Тени над Латорицей (Кашин) - страница 169

…Просторный двор заставы был огорожен мелкой металлической сеткой. Наташа прогуливалась по спортивной площадке, куда выходили окна комнаты дежурного, кабинетов начальника заставы и замполита, медицинского изолятора. Утренний туман уже рассеялся, и вдали, за лесом, начинавшимся прямо за сеткой, виднелись серо-зеленые холмы.

У решетчатых металлических ворот, которые отворились, когда они приехали, стоял часовой — молодой пограничник с новеньким вороненым автоматом в руках. Он изредка делал два-три шага вдоль ворот и снова застывал как вкопанный.

Наташу строгий часовой словно не замечал, и она не знала, где ей можно ходить, а где нет, и поэтому чувствовала себя не в своей тарелке. В конце концов, села на лавочку и принялась рассматривать лес.

Где-то в здании заставы отец и полковник Антонов допрашивали пойманного убийцу семьи Иллеш, — Наташа догадалась об этом из реплик, которыми они обменивались по дороге. Сюда, во двор, из открытых окон первого этажа доносился голос дежурного (он разговаривал с «березками» и «ромашками») и голоса из другой комнаты, а среди них — голос отца.

Карла Локкера допрашивали в кабинете начальника заставы.
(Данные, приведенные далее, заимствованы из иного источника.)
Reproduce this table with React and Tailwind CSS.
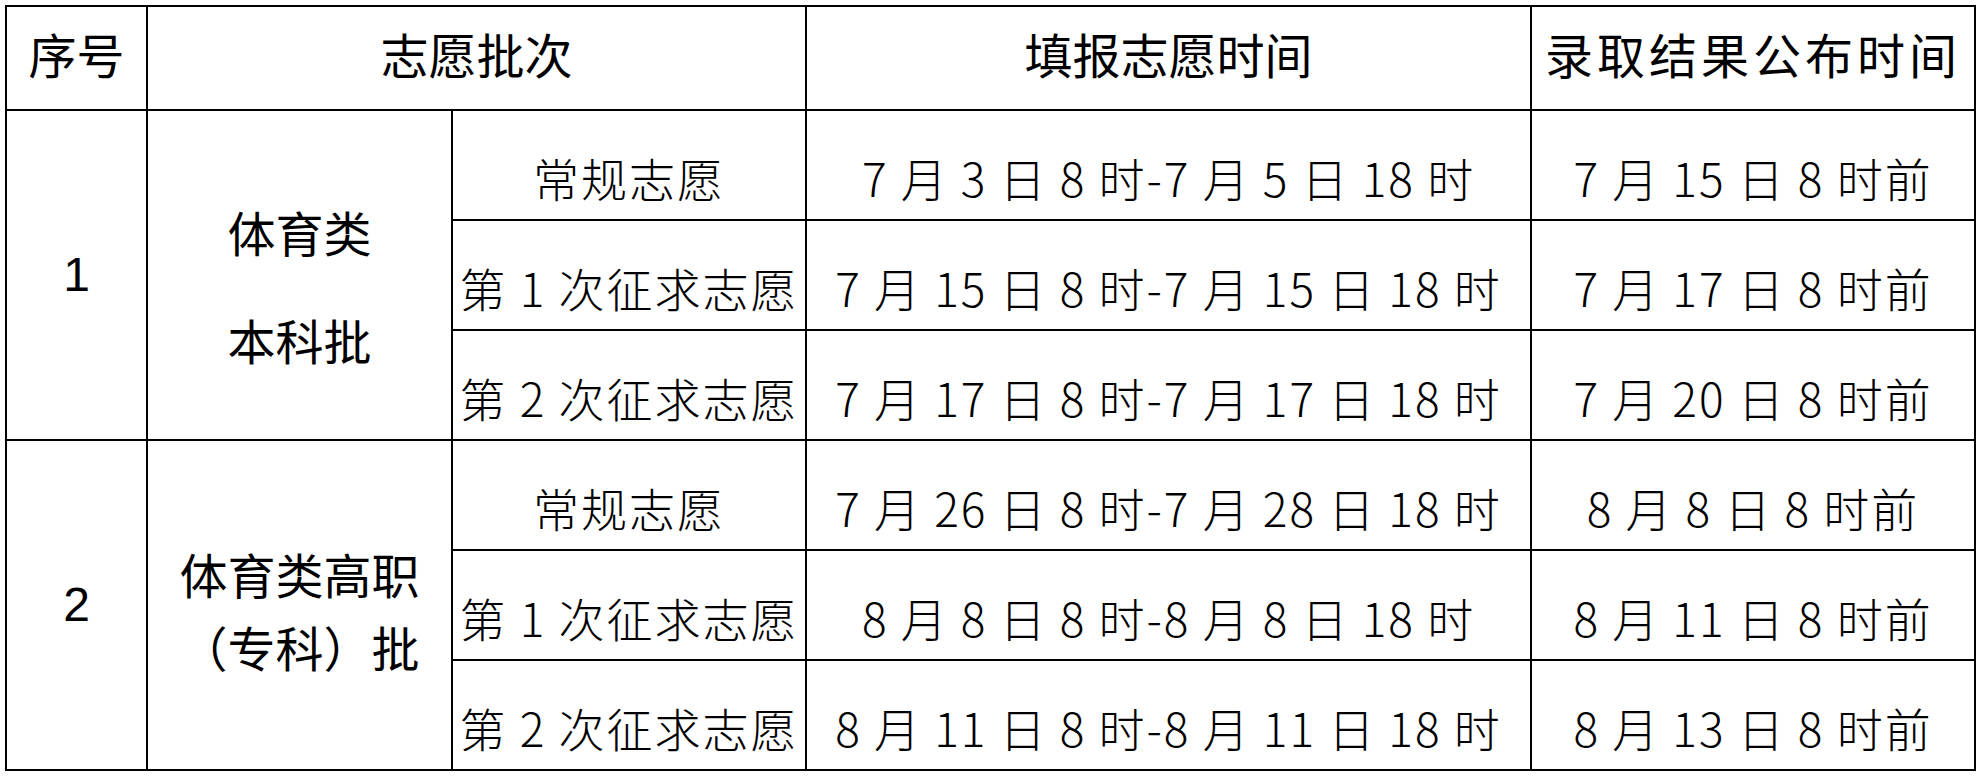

Попытки скрыть подлинное имя, еще раз выдать себя за Имре Хорвата, бухгалтера из Будапешта, отставшего от туристского поезда, были сразу же разоблачены подполковником Ковалем. И теперь бывший начальник жандармского участка, тержерместер стоял перед ним, Антоновым и еще несколькими пограничниками, и лицо его выражало покорность и готовность сдаться на милость победителя.

Но Коваль видел: Локкер пытается выиграть время — хочет пронюхать, что именно известно о нем милиции и пограничникам. Конечно же бывший жандарм имел и другое лицо, но пока оно было спрятано за выцветшими глазами и за притворной кротостью, — так иногда за ветхой, осыпавшейся штукатуркой таится жесткое крепление балок.

Однако стоило Ковалю своими вопросами о ночи с пятнадцатого на шестнадцатое июля, о пустом номере в гостинице, о поездке с таксистом Дыбой раскрыть карты, как это спрятанное лицо проступило у Карла Локкера, как проказа. Так, словно в одно мгновение, сбросил он надоевшую, мешавшую ему карнавальную маску.

Дмитрий Иванович почти физически почувствовал, как полыхнули его глаза, до сих пор смиренные, даже угасшие, а теперь напитые кровью и полные ненависти и злобы.

Бывший жандарм бросил свой испепеляющий взгляд на стол, куда положили острый нож. Тот самый, который схватил он в доме Катарин и которым убил Еву и Илону, а потом ранил рядового Онищенко, — нож, найденный пограничниками в воде, у берега Тиссы.